U.S. Secretary of State John Kerry said weaponry was needed urgently, and “We have no choice . . . but to provide greater assistance.” In a joint declaration, the group’s foreign ministers said they hoped “to change the balance of power on the ground.”

The representatives at Doha also took the action in response to desperate appeals for help from General Salam Idriss, commander of the rebels’ Supreme Military Council.

The military stakes in the Syrian conflict have risen dramatically since President Barack Obama decided earlier in the month to send lethal aid to the rebels.

With Gulf countries reportedly ready to supply the rebels with anti-aircraft and anti-tank weapons, and Russia supplying Assad’s forces with a state-of-the-art air-defense system, the conflict is fast developing into a full-scale proxy war. On one side are Syria, Shiite Iran and Russia, while on the other are the Sunni Muslim governments of Saudi Arabia and the Gulf countries as well as the United States and its allies.

But regional experts say no one in the struggle has had a greater impact in recent weeks than Iranian-backed Hezbollah. The Lebanese group’s appearance in force on the battlefield has prompted a new direction in a war that had ebbed and flowed and until this spring appeared to be slipping away from the Syrian government.

Hezbollah fighters wounded in Syria listen to a speech by their leader, Sheikh Hassan Nasrallah, this month in Beirut.
Hezbollah fighters wounded in Syria listen to a speech by their leader, Sheikh Hassan Nasrallah, this month in Beirut.
Hezbollah’s fighters have been schooled from a young age to submit to strict military discipline and are nurtured in a culture of martyrdom, believing God sanctions their struggles. Because of this, Lebanese author and commentator Michael Young says, Hezbollah will do what it takes to achieve success.

“Hezbollah is willing to take heavy casualties in Syria, if this allows it to rescue the Assad regime,” Young said. That reflects the importance Syria holds for Hezbollah as a longtime patron of the Lebanese Shiite movement.


Hezbollah’s military know-how

But what the Lebanese movement has brought Assad is more than that: Hezbollah is exporting its military know-how and military strength to complement the military advice the Syrian army is receiving from Iranian and Russian advisers, say U.S. officials.

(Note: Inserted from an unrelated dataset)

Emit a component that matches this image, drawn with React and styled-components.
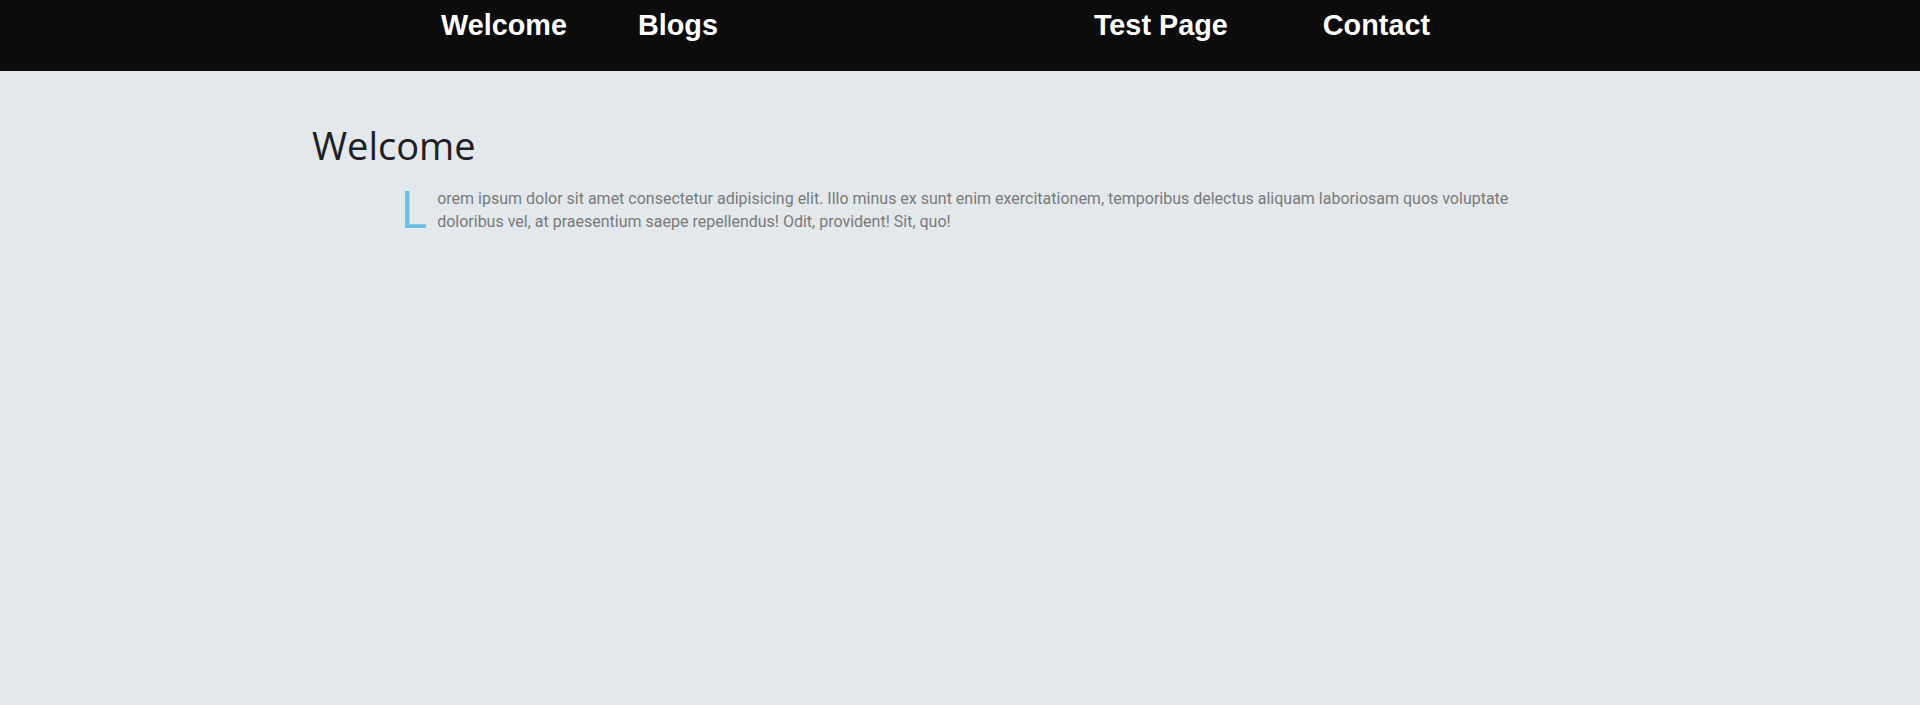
import React from "react";
import styled, { createGlobalStyle } from "styled-components";

const Global = createGlobalStyle`
  html, body { margin: 0; padding: 0; }
  body { background: #e2e8ec; font-family: "Liberation Sans", Arial, sans-serif; }
`;

const Page = styled.div`
  min-height: 705px;
  background: #e2e8ec;
`;

const NavBar = styled.nav`
  height: 71px;
  background: #0c0c0c;
  display: flex;
  align-items: flex-start;
  padding-left: 441px;
  box-sizing: border-box;
`;

const NavGroup = styled.div`
  display: flex;
  gap: ${(p) => p.$gap}px;
  margin-right: ${(p) => p.$after || 0}px;
`;

const NavLink = styled.a`
  font-family: "Liberation Sans", Arial, sans-serif;
  font-weight: 700;
  font-size: 28.8px;
  line-height: 1;
  color: #ffffff;
  text-decoration: none;
  padding-top: 11px;
`;

const Main = styled.main`
  padding: 0 312px;
`;

const Heading = styled.h1`
  margin: 0;
  padding-top: 46px;
  font-family: "Open Sans", "Noto Sans", sans-serif;
  font-weight: 400;
  font-size: 38px;
  line-height: 57px;
  color: #1f2023;
`;

const Paragraph = styled.p`
  margin: 13px 0 0 0;
  padding: 0 70px 0 91px;
  font-family: Roboto, sans-serif;
  font-size: 16px;
  line-height: 23px;
  color: #7a7a7a;
`;

const DropCap = styled.span`
  float: left;
  font-family: "Open Sans", "Noto Sans", sans-serif;
  font-weight: 400;
  font-size: 52px;
  line-height: 42px;
  color: #6bbfe5;
  margin-left: -3px;
  margin-right: 10px;
`;

export default function App() {
  return (
    <Page>
      <Global />
      <NavBar>
        <NavGroup $gap={71} $after={376}>
          <NavLink href="#">Welcome</NavLink>
          <NavLink href="#">Blogs</NavLink>
        </NavGroup>
        <NavGroup $gap={95}>
          <NavLink href="#">Test Page</NavLink>
          <NavLink href="#">Contact</NavLink>
        </NavGroup>
      </NavBar>
      <Main>
        <Heading>Welcome</Heading>
        <Paragraph>
          <DropCap>L</DropCap>
          orem ipsum dolor sit amet consectetur adipisicing elit. Illo minus ex sunt enim exercitationem, temporibus delectus aliquam laboriosam quos voluptate doloribus vel, at praesentium saepe repellendus! Odit, provident! Sit, quo!
        </Paragraph>
      </Main>
    </Page>
  );
}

“You can see the improvement in military strategy,” says a U.S. special forces officer, who asked not to be named because he is not authorized to speak to the media. “Assad’s forces are more focused strategically. First, there’s the rolling back of rebel positions along the Lebanese-Syria border that is denying easy access for the rebels to Lebanon, cutting and disrupting supply lines.

“That is as yet incomplete,” the special forces officer said, “but I expect to see more action to interdict Syrian territory neighboring the Lebanese town of Arsal. Then there’s a focus on clearing up some Damascus suburbs and reaching out to towns to the east of the capital that dominate logistical routes radiating out into central Syria.”

The officer said he expects those objectives to be secured and consolidated before Assad orders his forces to take on a much bigger battle against the rebel-held half of Aleppo, Syria’s onetime commercial hub.

When the time comes, Hezbollah fighters say they will be ready to help out.

In an interview with the NOW Lebanon news website, a Hezbollah fighter said the group’s elite units are “using the training in street fighting they received in Iran, which was done in mock cities specifically built for this purpose.”

According to a recent study of Hezbollah by British journalist Nicholas Blanford, that elite training was done with Israel in mind. He concluded that Hezbollah’s tacticians had focused since 2006 on ways to go on the offensive against Israel by seizing and holding Israeli towns.